El mismo Apóstol nos dice,que nuestra reconciliación con Dios, ha sido posible a causa de la sangre, la muerte de Jesucristo: «Si cuando éramos enemigos, fuimos reconciliados con Dios por la muerte de su Hijo, ¡con cuánta más razón, estando ya reconciliados, 
seremos salvos por su vida!» (Rom 5,10). El Señor Jesús es la semilla obediente al Padre que no tuvo reparo en entregarse y dejarse arrojar hacia lo más profundo del 
surco de la tierra. El fruto de la semilla resucitó. Se hizo manifiesta la vida eterna para toda la humanidad.
La resurrección de Jesucristo no fue sólo un triunfo 
personal suyo. Fue el triunfo que eleva a todo hombre hasta 
la vida eterna.

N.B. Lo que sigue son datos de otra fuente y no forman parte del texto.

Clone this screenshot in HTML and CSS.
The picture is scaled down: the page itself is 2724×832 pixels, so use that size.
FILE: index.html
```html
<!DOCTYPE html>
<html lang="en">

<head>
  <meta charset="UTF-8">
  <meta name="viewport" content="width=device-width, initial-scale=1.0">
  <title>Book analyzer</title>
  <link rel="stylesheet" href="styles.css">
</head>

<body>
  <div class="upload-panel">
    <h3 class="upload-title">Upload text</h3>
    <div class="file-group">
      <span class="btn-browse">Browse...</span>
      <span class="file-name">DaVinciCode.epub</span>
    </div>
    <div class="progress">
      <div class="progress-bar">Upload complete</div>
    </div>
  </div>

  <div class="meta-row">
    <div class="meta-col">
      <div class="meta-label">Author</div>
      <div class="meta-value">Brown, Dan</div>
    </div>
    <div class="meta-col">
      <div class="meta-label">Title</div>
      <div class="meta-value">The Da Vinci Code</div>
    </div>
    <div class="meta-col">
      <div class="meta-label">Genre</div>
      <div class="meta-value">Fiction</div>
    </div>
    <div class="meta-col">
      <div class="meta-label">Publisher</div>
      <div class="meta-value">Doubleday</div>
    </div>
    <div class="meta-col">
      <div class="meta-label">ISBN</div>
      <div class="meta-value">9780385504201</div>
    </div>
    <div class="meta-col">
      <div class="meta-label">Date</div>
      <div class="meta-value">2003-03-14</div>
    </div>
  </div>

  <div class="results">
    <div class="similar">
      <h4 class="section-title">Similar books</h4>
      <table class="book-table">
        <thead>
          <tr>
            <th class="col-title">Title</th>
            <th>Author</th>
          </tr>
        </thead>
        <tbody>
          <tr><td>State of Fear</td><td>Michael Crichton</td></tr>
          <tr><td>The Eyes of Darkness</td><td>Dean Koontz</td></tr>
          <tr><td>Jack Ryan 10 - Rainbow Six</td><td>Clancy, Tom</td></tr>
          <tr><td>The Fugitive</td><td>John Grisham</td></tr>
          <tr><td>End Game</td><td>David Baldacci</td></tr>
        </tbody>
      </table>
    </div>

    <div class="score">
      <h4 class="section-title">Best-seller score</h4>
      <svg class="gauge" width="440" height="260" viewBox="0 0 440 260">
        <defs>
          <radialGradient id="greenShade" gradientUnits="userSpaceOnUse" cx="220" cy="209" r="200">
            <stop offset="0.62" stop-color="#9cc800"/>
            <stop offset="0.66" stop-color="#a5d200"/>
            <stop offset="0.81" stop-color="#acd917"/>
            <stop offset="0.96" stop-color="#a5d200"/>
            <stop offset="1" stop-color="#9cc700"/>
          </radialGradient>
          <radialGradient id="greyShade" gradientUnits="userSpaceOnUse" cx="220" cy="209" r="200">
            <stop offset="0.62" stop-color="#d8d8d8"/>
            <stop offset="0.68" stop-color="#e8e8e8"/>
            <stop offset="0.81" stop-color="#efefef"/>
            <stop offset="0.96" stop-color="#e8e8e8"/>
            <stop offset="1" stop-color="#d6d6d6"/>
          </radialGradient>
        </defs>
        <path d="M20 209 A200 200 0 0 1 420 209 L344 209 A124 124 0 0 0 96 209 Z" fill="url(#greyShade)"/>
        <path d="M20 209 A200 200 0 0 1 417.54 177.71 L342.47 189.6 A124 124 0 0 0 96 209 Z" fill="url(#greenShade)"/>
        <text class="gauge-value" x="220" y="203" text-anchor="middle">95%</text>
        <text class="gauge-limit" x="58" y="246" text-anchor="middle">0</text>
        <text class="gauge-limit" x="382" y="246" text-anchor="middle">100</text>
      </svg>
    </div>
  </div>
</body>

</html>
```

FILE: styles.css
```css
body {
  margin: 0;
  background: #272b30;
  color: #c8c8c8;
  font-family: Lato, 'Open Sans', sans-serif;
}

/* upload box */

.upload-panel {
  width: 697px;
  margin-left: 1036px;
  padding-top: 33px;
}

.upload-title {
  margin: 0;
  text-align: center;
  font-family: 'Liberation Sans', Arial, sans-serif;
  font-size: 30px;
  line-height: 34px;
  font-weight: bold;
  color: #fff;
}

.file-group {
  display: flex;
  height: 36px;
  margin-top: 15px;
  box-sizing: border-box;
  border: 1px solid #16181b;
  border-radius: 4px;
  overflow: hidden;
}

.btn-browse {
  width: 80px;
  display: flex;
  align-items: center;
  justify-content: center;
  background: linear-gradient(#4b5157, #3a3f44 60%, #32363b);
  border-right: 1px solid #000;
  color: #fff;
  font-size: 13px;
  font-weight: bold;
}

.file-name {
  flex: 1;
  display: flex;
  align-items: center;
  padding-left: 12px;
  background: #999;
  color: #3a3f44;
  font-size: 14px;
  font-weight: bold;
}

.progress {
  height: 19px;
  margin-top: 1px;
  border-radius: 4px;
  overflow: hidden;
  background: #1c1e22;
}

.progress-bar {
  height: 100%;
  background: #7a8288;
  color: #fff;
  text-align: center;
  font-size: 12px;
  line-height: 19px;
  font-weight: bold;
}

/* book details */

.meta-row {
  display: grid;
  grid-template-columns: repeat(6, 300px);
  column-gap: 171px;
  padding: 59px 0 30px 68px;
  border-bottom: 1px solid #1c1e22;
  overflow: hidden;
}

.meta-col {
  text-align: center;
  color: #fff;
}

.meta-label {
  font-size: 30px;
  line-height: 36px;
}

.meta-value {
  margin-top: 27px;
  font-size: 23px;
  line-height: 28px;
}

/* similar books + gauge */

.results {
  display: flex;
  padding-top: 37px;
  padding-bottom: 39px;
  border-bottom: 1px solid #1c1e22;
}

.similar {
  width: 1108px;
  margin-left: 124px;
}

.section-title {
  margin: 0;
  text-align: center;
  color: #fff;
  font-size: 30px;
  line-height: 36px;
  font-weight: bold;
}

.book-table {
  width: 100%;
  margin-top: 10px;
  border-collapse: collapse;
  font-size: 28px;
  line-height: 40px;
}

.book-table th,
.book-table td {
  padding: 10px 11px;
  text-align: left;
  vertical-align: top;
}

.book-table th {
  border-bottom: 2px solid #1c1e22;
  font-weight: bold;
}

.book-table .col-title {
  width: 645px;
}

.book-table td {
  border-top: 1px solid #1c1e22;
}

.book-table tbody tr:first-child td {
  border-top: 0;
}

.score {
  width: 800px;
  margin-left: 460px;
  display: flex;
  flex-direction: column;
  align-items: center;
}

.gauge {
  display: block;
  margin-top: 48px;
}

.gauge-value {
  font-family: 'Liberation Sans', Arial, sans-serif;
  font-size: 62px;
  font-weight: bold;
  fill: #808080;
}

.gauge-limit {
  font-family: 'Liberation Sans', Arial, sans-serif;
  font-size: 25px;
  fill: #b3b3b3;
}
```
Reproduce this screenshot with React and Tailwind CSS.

De hecho, Jesucristo es llamado primogénito de todos aquellos que entran por el pórtico de la nueva creación: «Él es el principio y primogénito de entre los 
muertos, para que sea él el primero en todo, pues Dios tuvo 
a bien hacer residir en él toda la plenitud, y reconciliar 
con él y para él todas las cosas, pacificando, mediante la 
sangre de su cruz lo que hay en la tierra y en los cielos»
(Ef 1,18-20).
Todo hombre que, de una forma u otra, vive abrazado al 
Evangelio, está dejando posar la semilla de su divinidad en 
el útero que le hará nacer como hijo de Dios. Hijo de Dios, 
no como título, sino en cuanto partícipe de su gloria y divinidad. 
El desarrollo y el crecimiento de la divinidad dentro de él, hace que un día pueda decir, al igual que 
Jesucristo: «Yo estoy en el Padre y el Padre está en mí» (Jn 14,10).
Esto que acabo de afirmar no es una evolución mística, 
privilegio de algún que otro personaje exclusivamente 
selecto. Es, ni más ni menos, lo que Dios quiere hacer con 
cada ser humano. Si es que hay una selección, esta no viene 
marcada por si la persona ha elegido una vida conventual o eremítica, 
sino por el amor con que la persona acoge, abraza y se hace uno con el santo Evangelio del Señor Jesús. Es entonces cuando puede decir, al igual que su Maestro, «Estoy en el 
Padre y el Padre está en mí». En definitiva, esto es la Fe y en esto consiste la grandeza del hombre.